<<<<
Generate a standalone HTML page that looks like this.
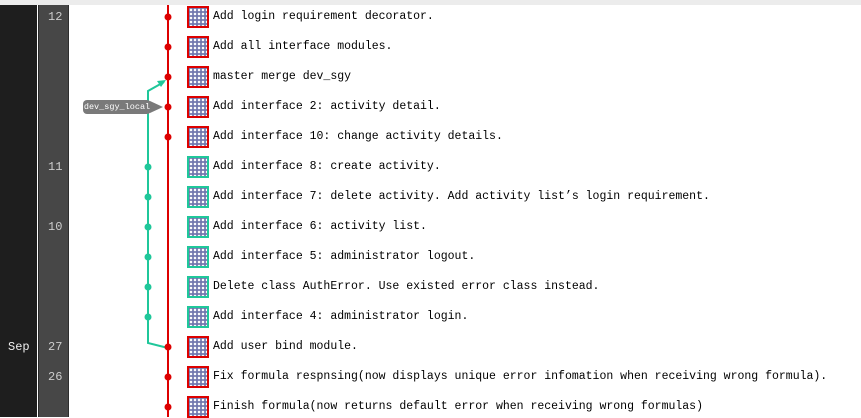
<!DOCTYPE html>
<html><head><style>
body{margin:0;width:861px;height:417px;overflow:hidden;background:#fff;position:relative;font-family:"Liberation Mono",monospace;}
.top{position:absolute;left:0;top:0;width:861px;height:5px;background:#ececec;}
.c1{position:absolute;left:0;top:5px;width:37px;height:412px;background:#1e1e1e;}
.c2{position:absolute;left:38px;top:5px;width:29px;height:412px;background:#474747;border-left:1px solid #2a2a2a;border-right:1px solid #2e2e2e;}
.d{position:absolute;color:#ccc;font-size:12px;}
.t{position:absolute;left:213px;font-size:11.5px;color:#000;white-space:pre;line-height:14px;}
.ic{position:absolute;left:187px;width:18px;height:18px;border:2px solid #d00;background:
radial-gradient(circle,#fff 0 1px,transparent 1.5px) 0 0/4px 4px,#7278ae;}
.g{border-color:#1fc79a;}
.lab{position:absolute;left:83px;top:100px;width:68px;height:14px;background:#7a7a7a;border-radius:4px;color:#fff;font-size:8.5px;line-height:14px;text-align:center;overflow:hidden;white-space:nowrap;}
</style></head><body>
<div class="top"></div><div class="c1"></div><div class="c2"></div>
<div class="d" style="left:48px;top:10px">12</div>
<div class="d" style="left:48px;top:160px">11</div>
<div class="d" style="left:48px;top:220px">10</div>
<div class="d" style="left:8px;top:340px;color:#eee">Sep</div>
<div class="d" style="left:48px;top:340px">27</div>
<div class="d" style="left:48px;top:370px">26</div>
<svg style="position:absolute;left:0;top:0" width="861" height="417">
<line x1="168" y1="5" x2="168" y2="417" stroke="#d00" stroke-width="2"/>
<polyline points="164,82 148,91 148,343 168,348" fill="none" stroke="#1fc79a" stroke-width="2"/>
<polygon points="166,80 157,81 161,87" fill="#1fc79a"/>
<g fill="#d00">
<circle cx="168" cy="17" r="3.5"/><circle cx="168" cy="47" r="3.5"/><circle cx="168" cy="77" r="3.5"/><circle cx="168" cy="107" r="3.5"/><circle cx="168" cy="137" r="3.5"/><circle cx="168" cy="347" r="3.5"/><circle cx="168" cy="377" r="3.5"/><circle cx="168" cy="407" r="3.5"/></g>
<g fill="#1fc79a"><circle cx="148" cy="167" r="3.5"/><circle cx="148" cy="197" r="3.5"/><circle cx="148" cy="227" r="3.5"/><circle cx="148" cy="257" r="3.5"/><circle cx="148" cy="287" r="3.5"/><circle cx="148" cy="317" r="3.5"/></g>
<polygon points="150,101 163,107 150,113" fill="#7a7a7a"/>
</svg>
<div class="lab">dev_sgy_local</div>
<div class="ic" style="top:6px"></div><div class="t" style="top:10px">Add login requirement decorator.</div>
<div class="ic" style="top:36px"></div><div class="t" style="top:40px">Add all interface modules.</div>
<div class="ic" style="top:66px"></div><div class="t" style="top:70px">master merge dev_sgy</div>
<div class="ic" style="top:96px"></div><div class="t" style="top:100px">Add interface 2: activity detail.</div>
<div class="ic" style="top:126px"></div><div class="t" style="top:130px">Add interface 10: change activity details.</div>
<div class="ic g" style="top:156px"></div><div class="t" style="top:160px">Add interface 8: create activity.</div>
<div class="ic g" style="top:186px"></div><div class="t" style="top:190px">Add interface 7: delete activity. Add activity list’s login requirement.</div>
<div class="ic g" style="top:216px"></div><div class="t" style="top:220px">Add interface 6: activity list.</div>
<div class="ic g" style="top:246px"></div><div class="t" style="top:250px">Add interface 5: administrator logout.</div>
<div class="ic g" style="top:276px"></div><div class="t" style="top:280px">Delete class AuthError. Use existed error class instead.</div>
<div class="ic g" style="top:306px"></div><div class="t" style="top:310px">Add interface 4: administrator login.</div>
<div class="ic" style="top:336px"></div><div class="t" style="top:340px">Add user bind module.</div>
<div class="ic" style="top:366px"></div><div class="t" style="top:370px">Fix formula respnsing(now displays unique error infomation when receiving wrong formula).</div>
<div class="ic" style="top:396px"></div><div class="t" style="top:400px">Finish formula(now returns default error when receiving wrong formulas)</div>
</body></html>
>>>>
### What is required:
Reproduce the material above in full and without alteration, but skip all pictures.

### Result for this task:
Generate a standalone HTML page that looks like this.
<!DOCTYPE html>
<html><head><style>
body{margin:0;width:861px;height:417px;overflow:hidden;background:#fff;position:relative;font-family:"Liberation Mono",monospace;}
.top{position:absolute;left:0;top:0;width:861px;height:5px;background:#ececec;}
.c1{position:absolute;left:0;top:5px;width:37px;height:412px;background:#1e1e1e;}
.c2{position:absolute;left:38px;top:5px;width:29px;height:412px;background:#474747;border-left:1px solid #2a2a2a;border-right:1px solid #2e2e2e;}
.d{position:absolute;color:#ccc;font-size:12px;}
.t{position:absolute;left:213px;font-size:11.5px;color:#000;white-space:pre;line-height:14px;}
.ic{position:absolute;left:187px;width:18px;height:18px;border:2px solid #d00;background:
radial-gradient(circle,#fff 0 1px,transparent 1.5px) 0 0/4px 4px,#7278ae;}
.g{border-color:#1fc79a;}
.lab{position:absolute;left:83px;top:100px;width:68px;height:14px;background:#7a7a7a;border-radius:4px;color:#fff;font-size:8.5px;line-height:14px;text-align:center;overflow:hidden;white-space:nowrap;}
</style></head><body>
<div class="top"></div><div class="c1"></div><div class="c2"></div>
<div class="d" style="left:48px;top:10px">12</div>
<div class="d" style="left:48px;top:160px">11</div>
<div class="d" style="left:48px;top:220px">10</div>
<div class="d" style="left:8px;top:340px;color:#eee">Sep</div>
<div class="d" style="left:48px;top:340px">27</div>
<div class="d" style="left:48px;top:370px">26</div>
<svg style="position:absolute;left:0;top:0" width="861" height="417">
<line x1="168" y1="5" x2="168" y2="417" stroke="#d00" stroke-width="2"/>
<polyline points="164,82 148,91 148,343 168,348" fill="none" stroke="#1fc79a" stroke-width="2"/>
<polygon points="166,80 157,81 161,87" fill="#1fc79a"/>
<g fill="#d00">
<circle cx="168" cy="17" r="3.5"/><circle cx="168" cy="47" r="3.5"/><circle cx="168" cy="77" r="3.5"/><circle cx="168" cy="107" r="3.5"/><circle cx="168" cy="137" r="3.5"/><circle cx="168" cy="347" r="3.5"/><circle cx="168" cy="377" r="3.5"/><circle cx="168" cy="407" r="3.5"/></g>
<g fill="#1fc79a"><circle cx="148" cy="167" r="3.5"/><circle cx="148" cy="197" r="3.5"/><circle cx="148" cy="227" r="3.5"/><circle cx="148" cy="257" r="3.5"/><circle cx="148" cy="287" r="3.5"/><circle cx="148" cy="317" r="3.5"/></g>
<polygon points="150,101 163,107 150,113" fill="#7a7a7a"/>
</svg>
<div class="lab">dev_sgy_local</div>
<div class="ic" style="top:6px"></div><div class="t" style="top:10px">Add login requirement decorator.</div>
<div class="ic" style="top:36px"></div><div class="t" style="top:40px">Add all interface modules.</div>
<div class="ic" style="top:66px"></div><div class="t" style="top:70px">master merge dev_sgy</div>
<div class="ic" style="top:96px"></div><div class="t" style="top:100px">Add interface 2: activity detail.</div>
<div class="ic" style="top:126px"></div><div class="t" style="top:130px">Add interface 10: change activity details.</div>
<div class="ic g" style="top:156px"></div><div class="t" style="top:160px">Add interface 8: create activity.</div>
<div class="ic g" style="top:186px"></div><div class="t" style="top:190px">Add interface 7: delete activity. Add activity list’s login requirement.</div>
<div class="ic g" style="top:216px"></div><div class="t" style="top:220px">Add interface 6: activity list.</div>
<div class="ic g" style="top:246px"></div><div class="t" style="top:250px">Add interface 5: administrator logout.</div>
<div class="ic g" style="top:276px"></div><div class="t" style="top:280px">Delete class AuthError. Use existed error class instead.</div>
<div class="ic g" style="top:306px"></div><div class="t" style="top:310px">Add interface 4: administrator login.</div>
<div class="ic" style="top:336px"></div><div class="t" style="top:340px">Add user bind module.</div>
<div class="ic" style="top:366px"></div><div class="t" style="top:370px">Fix formula respnsing(now displays unique error infomation when receiving wrong formula).</div>
<div class="ic" style="top:396px"></div><div class="t" style="top:400px">Finish formula(now returns default error when receiving wrong formulas)</div>
</body></html>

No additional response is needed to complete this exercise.